No, but I was thinking more on this approach:

"In MirageOS, the OCaml compiler receives the source code for an entire kernel's worth of code and links it into a stand-alone native-code object file. It is linked against a minimal runtime that provides boot support and the garbage collector. There is no preemptive threading, and the kernel is event-driven via an I/O loop that polls Xen devices." - Unikernels: Rise of the Virtual Library Operating System

Does the context switching concern still apply here?

In a unikernel, you implement your own scheduler. You have to think in terms of cores instead of threads. On a single core, threads simulate multiple parallel running code. This is something that can be implemented with green threading, coroutines, etc. This happens more or less the same way on a traditional OS, except that processes separate the memory.

Of course, it gets harder if you want to address multiple cores.

Good point.

Yeah I meant context switching and scheduling with threads.

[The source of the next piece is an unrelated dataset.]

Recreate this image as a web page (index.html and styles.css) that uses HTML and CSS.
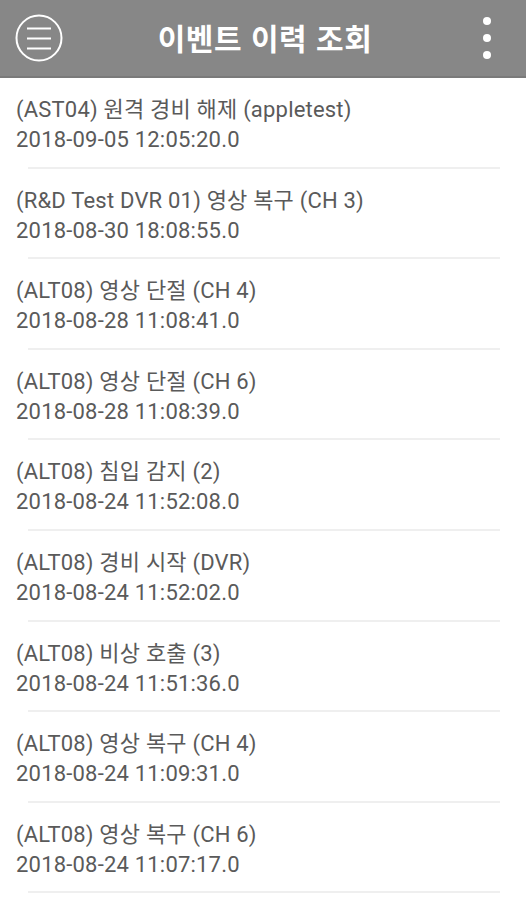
FILE: index.html
```
<!DOCTYPE html>
<html lang="ko">
<head>
<meta charset="utf-8">
<link rel="stylesheet" href="styles.css">
</head>
<body>
<header class="appbar">
  <button class="menu-btn" aria-label="메뉴">
    <svg width="48" height="48" viewBox="0 0 48 48">
      <circle cx="24" cy="24" r="22.5" fill="none" stroke="#fff" stroke-width="2"/>
      <line x1="12" y1="14.5" x2="36" y2="14.5" stroke="#fff" stroke-width="2"/>
      <line x1="12" y1="24.5" x2="36" y2="24.5" stroke="#fff" stroke-width="2"/>
      <line x1="12" y1="34.5" x2="36" y2="34.5" stroke="#fff" stroke-width="2"/>
    </svg>
  </button>
  <h1 class="title">이벤트 이력 조회</h1>
  <button class="more-btn" aria-label="더보기">
    <span class="dot"></span><span class="dot"></span><span class="dot"></span>
  </button>
</header>
<ul class="events">
  <li class="event"><div class="name">(AST04) 원격 경비 해제 (appletest)</div><div class="time">2018-09-05 12:05:20.0</div></li>
  <li class="event"><div class="name">(R&amp;D Test DVR 01) 영상 복구 (CH 3)</div><div class="time">2018-08-30 18:08:55.0</div></li>
  <li class="event"><div class="name">(ALT08) 영상 단절 (CH 4)</div><div class="time">2018-08-28 11:08:41.0</div></li>
  <li class="event"><div class="name">(ALT08) 영상 단절 (CH 6)</div><div class="time">2018-08-28 11:08:39.0</div></li>
  <li class="event"><div class="name">(ALT08) 침입 감지 (2)</div><div class="time">2018-08-24 11:52:08.0</div></li>
  <li class="event"><div class="name">(ALT08) 경비 시작 (DVR)</div><div class="time">2018-08-24 11:52:02.0</div></li>
  <li class="event"><div class="name">(ALT08) 비상 호출 (3)</div><div class="time">2018-08-24 11:51:36.0</div></li>
  <li class="event"><div class="name">(ALT08) 영상 복구 (CH 4)</div><div class="time">2018-08-24 11:09:31.0</div></li>
  <li class="event"><div class="name">(ALT08) 영상 복구 (CH 6)</div><div class="time">2018-08-24 11:07:17.0</div></li>
</ul>
</body>
</html>
```
FILE: styles.css
```
* { box-sizing: border-box; }
html, body { margin: 0; padding: 0; background: #fff; }
body {
  font-family: Roboto, "Noto Sans CJK KR", sans-serif;
  width: 526px;
  height: 900px;
  overflow: hidden;
}
.appbar {
  height: 78px;
  background: #878787;
  border-bottom: 2px solid #7a7a7a;
  display: flex;
  align-items: center;
  position: relative;
}
.menu-btn, .more-btn {
  background: none;
  border: 0;
  padding: 0;
  cursor: pointer;
}
.menu-btn {
  margin-left: 15px;
  width: 48px;
  height: 48px;
  margin-top: -1px;
}
.menu-btn svg { display: block; }
.title {
  flex: 1;
  margin: 0;
  text-align: center;
  color: #fff;
  font-family: "Noto Sans CJK KR", sans-serif;
  font-weight: 700;
  font-size: 30px;
  letter-spacing: 0.5px;
  margin-top: -2px;
  margin-right: 0;
}
.more-btn {
  width: 40px;
  margin-right: 19px;
  display: flex;
  flex-direction: column;
  align-items: center;
  gap: 9px;
  margin-top: -1px;
}
.dot {
  width: 8px;
  height: 8px;
  border-radius: 50%;
  background: #fff;
}
.events {
  list-style: none;
  margin: 0;
  padding: 0;
}
.event {
  padding: 17px 16px 12.6px;
  position: relative;
  color: #5a5a5a;
  font-size: 22px;
  line-height: 30px;
  letter-spacing: 0.2px;
}
.event::after {
  content: "";
  position: absolute;
  left: 28px;
  right: 26px;
  bottom: -1px;
  height: 2px;
  background: #efefef;
}
.event + .event { margin-top: 1px; }
.name, .time { white-space: nowrap; }
```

Consider making scoped threads from coroutines. I have a library where threads pass their current continuation to the new thread on context switches along with other data.

Consider:

  1. Thread A switches to thread B, also passes pointer stack variable
  2. Thread B switches back to thread A
  3. Thread A switches back to thread B
  4. Thread B uses the pointer

This is unsafe because the relevant stack frame in A could no longer be valid. The way to fix this is to ensure that the pointer may not outlive the continuation (which is consumed when switching back).

I think existential lifetimes (an I idea I came up with elsewhere) would accomplish this. Intuitively, there is a lifetime bound between the continuation and the pointer. But since the lifetime depends on A’s stack, there is no good “name” for it from B’s perspective, nor is it related to B’s other lifetimes. The thing to do is introduce a fresh lifetime (the “existential lifetime”) and say that the context outlives it but the pointer doesn’t.